Food Opera on Top of the World: Wine Swinging in Main Tower Restaurant in Frankfurt

Wine Swinging in Main Tower Restaurant in Frankfurt

When we picked the Michelin-starred Main Tower restaurant in Frankfurt to celebrate our anniversary, we expected an over-the-top dinner, literally and figuratively. Main Tower delivered towering city views and tastes that bested La Degustation, the Michelin-starred Prague restaurant we dined at a week earlier. We even found one dinner “ingredient” with all its uniqueness a bit over the top for us. 

Main Tower 

The restaurant is located on the 53rd floor, 187 meters above street level in the Main Tower, a 56-story, 200-meter skyscraper in the Innenstadt district of Frankfurt, Germany. Now you know where the name comes from. In turn, the building is named after the nearby Main River. 

With its antenna spire, the building is 240 meters (almost 800 feet) high and has two viewing platforms. As you can imagine, there’s a line of tourists eager to take Empire State Building-like shots for their TikTok or Insta. 

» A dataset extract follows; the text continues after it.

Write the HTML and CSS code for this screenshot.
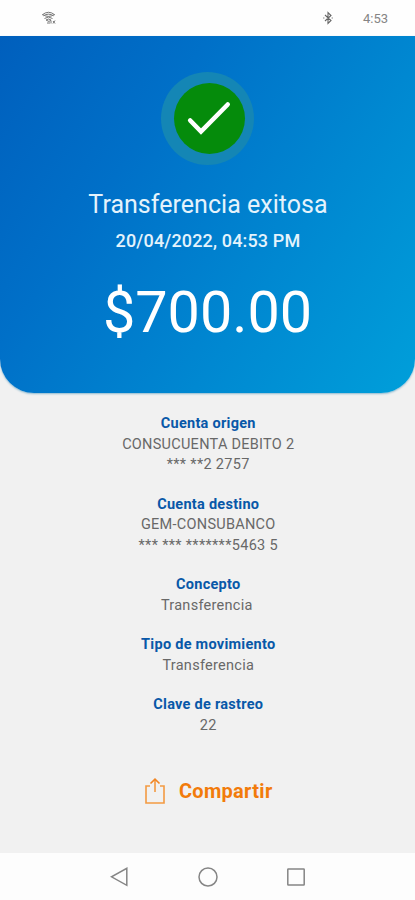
FILE: index.html
```html
<!DOCTYPE html>
<html lang="es">
<head>
<meta charset="utf-8">
<title>Transferencia exitosa</title>
<link rel="stylesheet" href="styles.css">
</head>
<body>
<header class="status">
  <svg class="wifi" width="16" height="14" viewBox="0 0 16 14" fill="none" stroke="#777" stroke-width="1">
    <path d="M1 4Q7.500-1.500 14 4M2.500 4.800Q7.500 1.500 12.500 4.800M2 3.800Q7.500 7 13 3.800M3.500 7.500Q7.500 4.500 11.500 7.500M5 9Q7.500 7 10 9L8 10.500Z"/>
    <path d="M6 12h3M10 9.500v3M12 10l2 2.500M14 9.500l-2 3"/>
  </svg>
  <svg class="bluetooth" width="10" height="14" viewBox="0 0 10 14" fill="none" stroke="#666" stroke-width="1.100">
    <path d="M2 4L8 9.500L5 12.500V1.500L8 4.500L2 10M.800 6.500v1M9.200 6.500v1"/>
  </svg>
  <span class="time">4:53</span>
</header>
<main>
  <section class="hero">
    <div class="badge">
      <svg width="71" height="71" viewBox="0 0 71 71" fill="none" stroke="#fff" stroke-width="4.600" stroke-linecap="round">
        <path d="M16.200 37.500L27 48.500L53.700 21.500"/>
      </svg>
    </div>
    <h1>Transferencia exitosa</h1>
    <p class="date">20/04/2022, 04:53 PM</p>
    <p class="amount">$700.00</p>
  </section>
  <dl class="details">
    <div><dt>Cuenta origen</dt><dd>CONSUCUENTA DEBITO 2</dd><dd class="account">*** **2 2757</dd></div>
    <div><dt>Cuenta destino</dt><dd class="bank">GEM-CONSUBANCO</dd><dd class="account">*** *** *******5463 5</dd></div>
    <div><dt>Concepto</dt><dd class="concept">Transferencia</dd></div>
    <div><dt>Tipo de movimiento</dt><dd>Transferencia</dd></div>
    <div><dt>Clave de rastreo</dt><dd>22</dd></div>
  </dl>
  <div class="share">
    <svg width="22" height="28" viewBox="0 0 22 28" fill="none" stroke="#f39a42" stroke-width="1.600">
      <path d="M6 9H2V26H20V9H16M11 15V3"/>
      <path d="M6.500 6.500L11 2.200L15.500 6.500" stroke="#f28522"/>
    </svg>
    <span>Compartir</span>
  </div>
</main>
<nav class="keys">
  <svg width="20" height="20" viewBox="0 0 20 20"><path d="M16.800 1.300V18.300L1.500 9.800Z"/></svg>
  <svg width="20" height="20" viewBox="0 0 20 20"><circle cx="10" cy="10" r="9"/></svg>
  <svg width="20" height="20" viewBox="0 0 20 20"><rect x="1.800" y="2" width="16.400" height="16" rx=".5"/></svg>
</nav>
</body>
</html>
```
FILE: styles.css
```css
* { box-sizing: border-box; margin: 0; padding: 0; }
body {
  width: 415px;
  height: 900px;
  display: flex;
  flex-direction: column;
  overflow: hidden;
  background: #f1f1f1;
  color: #686868;
  font-family: Roboto, "Liberation Sans", sans-serif;
}
.status {
  height: 36px;
  flex: none;
  display: flex;
  align-items: center;
  padding: 0 27px 0 41px;
  background: #fefefe;
}
.bluetooth { margin-left: auto; }
.time { margin-left: 30px; font-size: 13px; line-height: 36px; padding-top: 1px; color: #858585; }
main { flex: 1; }
.hero {
  height: 357px;
  display: flex;
  flex-direction: column;
  align-items: center;
  padding-top: 36px;
  border-radius: 0 0 34px 34px;
  background: linear-gradient(124deg, #005fbd 0%, #0070c8 32%, #0088d1 66%, #009fda 100%);
  box-shadow: 0 1px 2px #8db9cf;
  color: #fff;
}
.badge {
  width: 93px;
  height: 93px;
  flex: none;
  padding: 11px 9.500px 11px 12.500px;
  border-radius: 50%;
  background: #1486b5;
}
.badge svg { display: block; border-radius: 50%; background: #058b0b; }
h1 { margin-top: 23px; padding-left: 1px; font-size: 25px; line-height: 34px; font-weight: 400; letter-spacing: .03px; color: #e4f3fc; }
.date { margin-top: 7px; padding-left: 1px; font-size: 18px; line-height: 24px; font-weight: 500; letter-spacing: .15px; color: #e4f3fc; }
.amount { margin-top: 25px; font-size: 57.500px; line-height: 70px; }
.details {
  display: flex;
  flex-direction: column;
  gap: 19px;
  padding: 21px 0 0 1.500px;
  text-align: center;
  font-size: 14.500px;
  line-height: 20.500px;
  letter-spacing: .27px;
}
dt { font-weight: 700; color: #0858a8; }
.account { letter-spacing: .32px; }
.concept { padding-right: 3px; }
.share {
  height: 36px;
  margin-top: 37px;
  padding-left: 2px;
  display: flex;
  justify-content: center;
  align-items: center;
  gap: 12.500px;
  color: #f27b0b;
  font-size: 20px;
  font-weight: 700;
  letter-spacing: .3px;
}
.keys {
  height: 47px;
  flex: none;
  display: flex;
  justify-content: center;
  align-items: center;
  gap: 68px;
  background: #fdfdfd;
}
.keys svg { fill: none; stroke: #858585; stroke-width: 1.500; }
```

As Main Tower restaurant guests, we skipped the line and beat the crowd to enjoy views before our dinner. The glass-walled restaurant provides pretty much the same views as observation platforms but with more comfort on a windy, rainy day we had during our visit. The modern open space design and tilted forward windows make you feel like you floating over the city, especially if you rest your forehead against the glass (like in an iconic scene from Titanic movie).  

The Chef

Martin Weghofer, the 25-year-old from Rotenburg, has transformed the Main Tower restaurant into one of Europe’s highest gourmet temples in a mere three years.

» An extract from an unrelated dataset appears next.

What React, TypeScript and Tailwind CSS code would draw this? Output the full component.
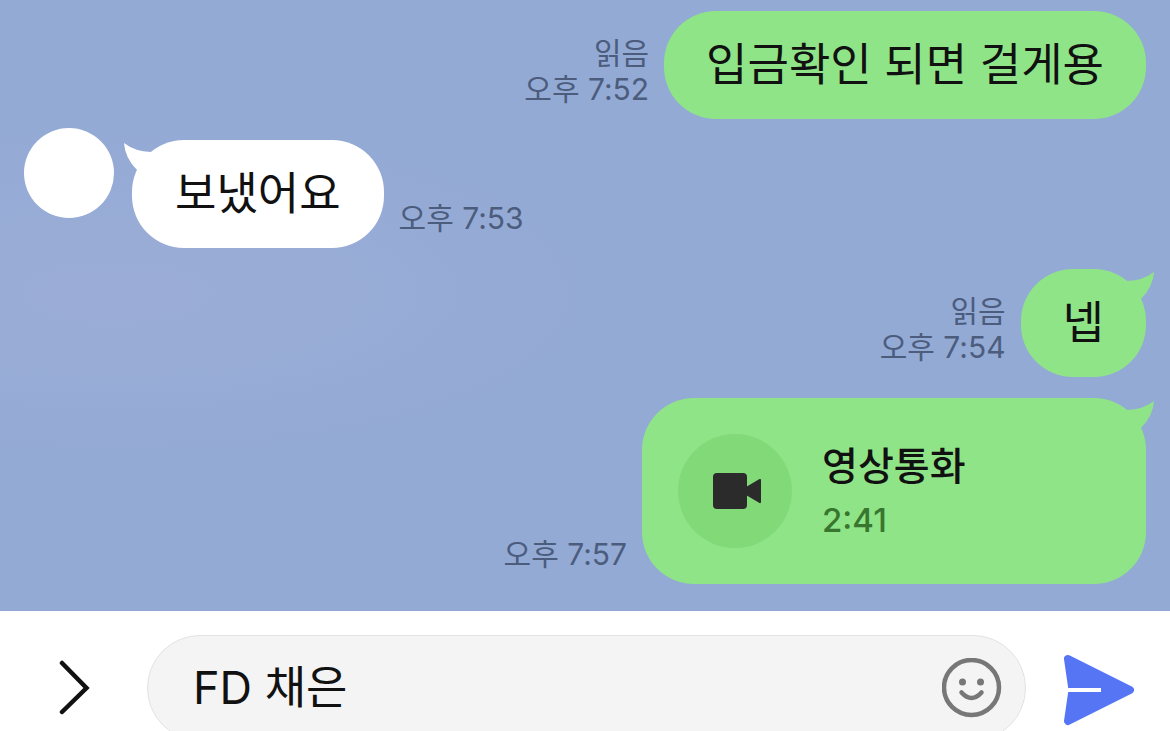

When Weghofer entered the restaurant in 2020 to take up his new job as head chef, he was surprised by two things. Like his guests, he was inspired by the phenomenal view. As a chef, he was surprised by a small kitchen size. What delicacies he and his young team of four conjure up on their plates in such a small space is all the more astonishing. 

Finding photos of the Maintower restaurant’s visually appealing dishes on popular social sites might be challenging. Martin prefers his creations to speak for themselves: “‘It was surprisingly good’ is the best compliment for me,” he says. “I think it’s cool when someone comes here without any expectations and is then thrilled.”

Main Tower Restaurant Dinner Menu

There’s no hand-wrangling needed over the menu. The only decision you need to make is a five or seven-course dinner. Unless you go with a wine pairing for each dish the sommelier selected, browsing the comprehensive Main Tower wine list might take some time.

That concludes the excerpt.